> [SET PROBLEM]:
Transcribe all of the material below word for word and leave out its pictures.
— Start of INFORMATION SHOWN —
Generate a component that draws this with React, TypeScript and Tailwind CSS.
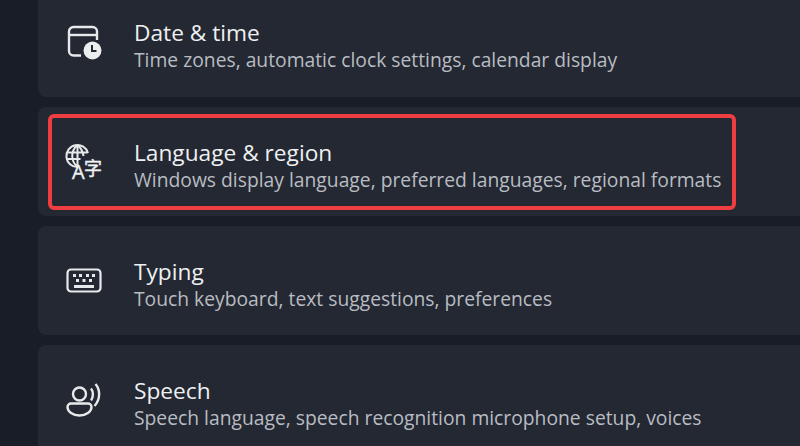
const DateIcon = () => (
  <svg width="36" height="36" viewBox="0 0 36 36" fill="none" stroke="#e8e9eb" strokeWidth="2.400">
    <path d="M15 31.500H7.500a4.500 4.500 0 0 1-4.500-4.500V7.500A4.500 4.500 0 0 1 7.500 3h19A4.500 4.500 0 0 1 31 7.500V16" />
    <path d="M3 11h28" />
    <circle cx="26.500" cy="26.500" r="9" fill="#eceded" stroke="none" />
    <path d="M26 21v6h4.500" stroke="#232832" strokeWidth="2" />
  </svg>
);

const LanguageIcon = () => (
  <svg width="38" height="36" viewBox="0 0 38 36" fill="none" stroke="#e8e9eb" strokeWidth="2" className="overflow-visible">
    <path d="M11.500 23a11 11 0 1 1 10.500-14" />
    <path d="M1.500 8.500h20M1.500 15h13M11.500 1v22M11.500 1c-7 6-7 16 0 22M11.500 1c4 3.500 5.500 7 6 11" />
    <text x="6" y="35" fill="#f0f1f2" stroke="#f0f1f2" strokeWidth="0.400" fontSize="20" fontFamily="'Open Sans', sans-serif">A</text>
    <text x="18" y="31" fill="#f0f1f2" stroke="#f0f1f2" strokeWidth="0.400" fontSize="18" fontFamily="'Noto Sans CJK SC', sans-serif">字</text>
  </svg>
);

const KeyboardIcon = () => (
  <svg width="36" height="25" viewBox="0 0 36 25" fill="none" stroke="#e8e9eb" strokeWidth="2.200">
    <rect x="1.500" y="1.500" width="33" height="22" rx="3.500" />
    <path d="M8 18.500h20" strokeWidth="3" />
    <g fill="#e8e9eb" stroke="none">
      <rect x="7" y="6" width="3" height="3" />
      <rect x="13" y="6" width="3" height="3" />
      <rect x="20" y="6" width="3" height="3" />
      <rect x="26" y="6" width="3" height="3" />
      <rect x="10" y="11" width="3" height="3" />
      <rect x="16.500" y="11" width="3" height="3" />
      <rect x="23" y="11" width="3" height="3" />
    </g>
  </svg>
);

const SpeechIcon = () => (
  <svg width="36" height="36" viewBox="0 0 36 36" fill="none" stroke="#e8e9eb" strokeWidth="2.400">
    <circle cx="13.500" cy="12" r="6.500" />
    <path d="M5 21.500h17a3.500 3.500 0 0 1 3.500 3.500c0 4.500-5.500 8.500-12 8.500S1.500 29.500 1.500 25A3.500 3.500 0 0 1 5 21.500Z" />
    <path d="M25 6.500c2.500 3 2.500 9 0 12" />
    <path d="M29.500 2c5 6 5 15.500-1 22" />
  </svg>
);

const rows = [
  { title: "Date & time", text: "Time zones, automatic clock settings, calendar display", icon: <DateIcon />, h: "h-[110px] -mt-[13px]" },
  { title: "Language & region", text: "Windows display language, preferred languages, regional formats", icon: <LanguageIcon />, h: "h-[109px]", active: true },
  { title: "Typing", text: "Touch keyboard, text suggestions, preferences", icon: <KeyboardIcon />, h: "h-[109px]" },
  { title: "Speech", text: "Speech language, speech recognition microphone setup, voices", icon: <SpeechIcon />, h: "h-[109px]" },
];

export default function App() {
  return (
    <div className="w-[800px] h-[446px] overflow-hidden bg-[#181d28] pl-[38px] font-['Open_Sans',sans-serif]">
      <div className="flex flex-col gap-2.5">
        {rows.map((row) => (
          <div key={row.title} className={`relative flex items-center rounded-l-lg bg-[#232832] pl-7 pt-2 shrink-0 ${row.h}`}>
            {row.active && (
              <div className="absolute left-[10px] top-[7px] w-[688px] h-[96px] rounded-[6px] border-4 border-[#ef3e42]" />
            )}
            <div className="w-[68px] mb-2 flex items-center">{row.icon}</div>
            <div>
              <p className="text-[22.700px] leading-[28px] text-[#eff0f1]">{row.title}</p>
              <p className="text-[19.300px] leading-[26px] text-[#b9bcc2]">{row.text}</p>
            </div>
          </div>
        ))}
      </div>
    </div>
  );
}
— End of INFORMATION SHOWN —
> [THE ANSWER]:
Generate a component that draws this with React, TypeScript and Tailwind CSS.
const DateIcon = () => (
  <svg width="36" height="36" viewBox="0 0 36 36" fill="none" stroke="#e8e9eb" strokeWidth="2.400">
    <path d="M15 31.500H7.500a4.500 4.500 0 0 1-4.500-4.500V7.500A4.500 4.500 0 0 1 7.500 3h19A4.500 4.500 0 0 1 31 7.500V16" />
    <path d="M3 11h28" />
    <circle cx="26.500" cy="26.500" r="9" fill="#eceded" stroke="none" />
    <path d="M26 21v6h4.500" stroke="#232832" strokeWidth="2" />
  </svg>
);

const LanguageIcon = () => (
  <svg width="38" height="36" viewBox="0 0 38 36" fill="none" stroke="#e8e9eb" strokeWidth="2" className="overflow-visible">
    <path d="M11.500 23a11 11 0 1 1 10.500-14" />
    <path d="M1.500 8.500h20M1.500 15h13M11.500 1v22M11.500 1c-7 6-7 16 0 22M11.500 1c4 3.500 5.500 7 6 11" />
    <text x="6" y="35" fill="#f0f1f2" stroke="#f0f1f2" strokeWidth="0.400" fontSize="20" fontFamily="'Open Sans', sans-serif">A</text>
    <text x="18" y="31" fill="#f0f1f2" stroke="#f0f1f2" strokeWidth="0.400" fontSize="18" fontFamily="'Noto Sans CJK SC', sans-serif">字</text>
  </svg>
);

const KeyboardIcon = () => (
  <svg width="36" height="25" viewBox="0 0 36 25" fill="none" stroke="#e8e9eb" strokeWidth="2.200">
    <rect x="1.500" y="1.500" width="33" height="22" rx="3.500" />
    <path d="M8 18.500h20" strokeWidth="3" />
    <g fill="#e8e9eb" stroke="none">
      <rect x="7" y="6" width="3" height="3" />
      <rect x="13" y="6" width="3" height="3" />
      <rect x="20" y="6" width="3" height="3" />
      <rect x="26" y="6" width="3" height="3" />
      <rect x="10" y="11" width="3" height="3" />
      <rect x="16.500" y="11" width="3" height="3" />
      <rect x="23" y="11" width="3" height="3" />
    </g>
  </svg>
);

const SpeechIcon = () => (
  <svg width="36" height="36" viewBox="0 0 36 36" fill="none" stroke="#e8e9eb" strokeWidth="2.400">
    <circle cx="13.500" cy="12" r="6.500" />
    <path d="M5 21.500h17a3.500 3.500 0 0 1 3.500 3.500c0 4.500-5.500 8.500-12 8.500S1.500 29.500 1.500 25A3.500 3.500 0 0 1 5 21.500Z" />
    <path d="M25 6.500c2.500 3 2.500 9 0 12" />
    <path d="M29.500 2c5 6 5 15.500-1 22" />
  </svg>
);

const rows = [
  { title: "Date & time", text: "Time zones, automatic clock settings, calendar display", icon: <DateIcon />, h: "h-[110px] -mt-[13px]" },
  { title: "Language & region", text: "Windows display language, preferred languages, regional formats", icon: <LanguageIcon />, h: "h-[109px]", active: true },
  { title: "Typing", text: "Touch keyboard, text suggestions, preferences", icon: <KeyboardIcon />, h: "h-[109px]" },
  { title: "Speech", text: "Speech language, speech recognition microphone setup, voices", icon: <SpeechIcon />, h: "h-[109px]" },
];

export default function App() {
  return (
    <div className="w-[800px] h-[446px] overflow-hidden bg-[#181d28] pl-[38px] font-['Open_Sans',sans-serif]">
      <div className="flex flex-col gap-2.5">
        {rows.map((row) => (
          <div key={row.title} className={`relative flex items-center rounded-l-lg bg-[#232832] pl-7 pt-2 shrink-0 ${row.h}`}>
            {row.active && (
              <div className="absolute left-[10px] top-[7px] w-[688px] h-[96px] rounded-[6px] border-4 border-[#ef3e42]" />
            )}
            <div className="w-[68px] mb-2 flex items-center">{row.icon}</div>
            <div>
              <p className="text-[22.700px] leading-[28px] text-[#eff0f1]">{row.title}</p>
              <p className="text-[19.300px] leading-[26px] text-[#b9bcc2]">{row.text}</p>
            </div>
          </div>
        ))}
      </div>
    </div>
  );
}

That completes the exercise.